Publié initialement en 2005 chez Grasset, Le Goût des jeunes filles, au titre proustien pour un texte ultra-réaliste, rempli d’humour et dont chaque titre de chapitre est sous l’égide du poète Magloire Saint-Aude, nous donne à lire une sociologie du désir amoureux au féminin, avec une version féminine aussi de la vie en bande du côté des filles. Il y a la bande à Miki et il y a Marie-Michèle qui appartient au milieu huppé de la société de Port-au-Prince, qui se mêle aux autres filles, « des rôdeuses, des moqueuses, des paresseuses, des prostituées qu’il rêvait de rencontrer quand il avait quinze ans », celles de la rue donc, pour en finir avec l’hypocrisie de sa classe qui bien que minoritaire opprime le reste du peuple.
L’exilé haïtien a croisé durant toute son adolescence ces jeunes femmes pleines de vie et d’insolence, instigatrices de son goût pour l’amour, la poésie, la révolte. Avec un retour à ses quinze ans, le souvenir de ces femmes-là va pousser le narrateur à revenir le temps d’un week-end à retrouver les instants précieux mais aussi dangereux qu’il a vécus dans ce quartier.
On est en 1968 en plein régime Duvalier et ses tontons macoutes qui rodent partout dans les rues de Port-au-Prince. Si danger, il y a, il n’est pas de ce côté-ci de la rue.
Ton insolent pour jeunes filles insolentes qui semblent n’avoir peur de rien et auxquelles aucun homme ne résiste, véritables déesses de l’amour. Ces jeunes filles qui vivent de l’autre côté de la rue, le narrateur leur laissera la parole tout du long. Elles sont cinq. Paillardes, provocantes, libres de leur corps et riches de leur sensualité, cachant dans leur arrogance la peur qui rôde. Et il y a Marie-Michèle, cette jeune fille bourgeoise donc, bien élevée, qui fraye avec ces délurées, qui nous livre son quotidien dans un journal intime. L’enfer n’est pas toujours là où on le croit et le temps d’un week-end le narrateur va vivre au milieu des angoisses liées à la dictature, des moments de grâce qui vont lui faire paraître cet enfer comme un paradis. Mais pour ces jeunes filles qui se livrent à corps perdus et avec arrogance aux jeux de l’amour pour exister, dans le fracas, au milieu du désastre, quelle véritable relation à leur corps, quelle vie que la leur, faussement enchantée et enchanteresse ? Le lecteur qui lit et vit au rythme de ces filles langoureuses qui ne parlent que de désir et de sexe peut-il oublier complètement que les amants de ces filles sont des êtres sanguinaires à la solde d’un dictateur. Lorsque la sublime Pascaline s’offre au « marsouin », est-ce pour le frisson du désir ou pour espérer ainsi un moyen de revoir son frère disparu. Quoi qu’en semble éprouver le narrateur de quinze ans qui, le temps d’un week-end, oublie lui aussi que partout dans la vie règnent la peur et l’horreur.

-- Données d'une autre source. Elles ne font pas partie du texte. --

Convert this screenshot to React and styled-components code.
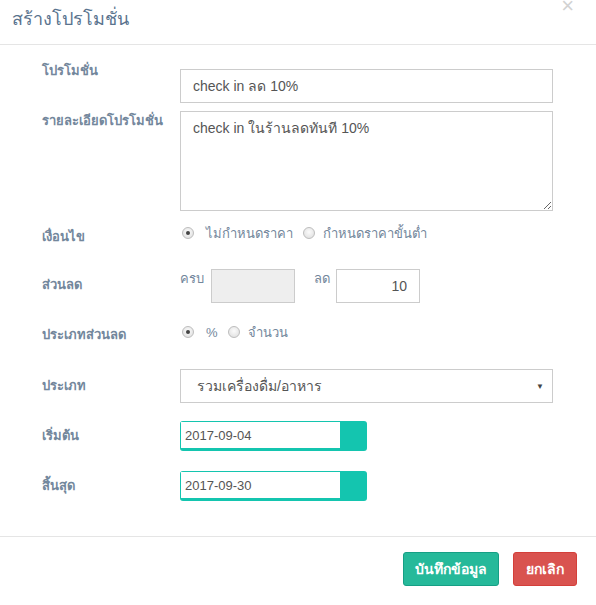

L’impertinence caractérise l’homme libre, le poète, le rêveur. « C’est simple, pour empêcher un Haïtien de rêver, il faut l’abattre » écrivait Laferrière dans Vers le sud. Procès de la compromission de la littérature de son pays qu’incarne la figure du poète Magloire pourtant tant apprécié de l’auteur, et procès de la cupidité de la bourgeoisie minoritaire égoïste au sort des plus pauvres, Le Goût des jeunes filles est surtout une chronique de la vie haïtienne.